A few preliminary observations on Phase 3
Beginning in the 1990s, the potent forces bringing important economic and political changes to the world emerged as a major area of study. Giddens and Castells, among others, have argued for the process of globalization as a force more powerful than industrialization, urbanization, and secularization combined.
Globalization, notes one observer, is the "inexorable integration of markets, nation-states and technologies to a degree never witnessed before—in a way that is enabling individuals, corporations and nation-states to reach around the world farther, faster, deeper and cheaper than ever before." In contrast, some groups of scholars and activists view globalization not as an inexorable process but rather as a deliberate ideological project of economic liberalization that subjects states and individuals to more intense market forces.
Whatever the sources of globalization, most globalist scholars predict an acute and sweeping effect on HE. There are two main and interconnected reasons for this prediction. First, the opening of what were previously closed markets dominated by state-subsidized providers will force a reconfiguration of the HE sector, thus opening opportunities for new providers. Second, new providers will have a competitive advantage, in large part because of their ability to adopt more efficient instructional technologies (IT) quickly. In this futurist vision, a once ubiquitous mode of delivery (the classroom) is replaced by another (online courses).
However, many observers of HE are dubious about whether the extent of these market shifts will foster homogeneity and convergence (Douglass, 2005). Might these forces of change foster a greater diversity of institutional types and culturally related institutions? Have the complexities of policymaking and markets been fully appreciated?
This short description and the outline above are, of course, incomplete. The objectives of the background papers and the symposium are to explore more fully the issue of globalization over time and its influence on systems and institutions of HE, past and future.
B. Planned Symposium and Program Goals
The program goals of for the symposium and related activities included a scholarly viewpoint on International influences on higher education, 1957-2007 and the next decade, reflection on the work of CSHE and affiliated scholars/researchers and organizations, and a gathering of alumni and CSHE community building.
To support these goals we planned three major components to the 50th anniversary:
1) A symposium “A Reflection and Prospectus on Globalization and Higher Education”
2) A series of research papers on the past and future influences of global perspectives and polices on higher education solicited and distributed prior to the symposium.
3) Development of a CSHE@50 website that included a brief history of the Center and included a listing of research associates and research publications over time.

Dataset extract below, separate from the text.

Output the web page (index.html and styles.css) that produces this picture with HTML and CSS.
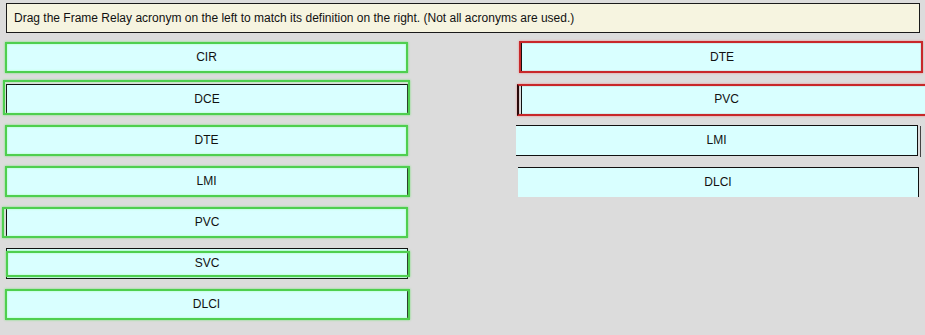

The symposium offered an opportunity to gather a notable group of scholars and practitioners from throughout the world. The event also afforded the Center a forum in which to invite its numerous alumni to come back to the Center and reflect on their research activities and professional development. The Center had thus far not held a similar event. Juxtaposition with the workshop focused on the higher education reforms in OECD countries in the two days adjacent to the symposium increased the attraction for participants and gain cost efficiencies.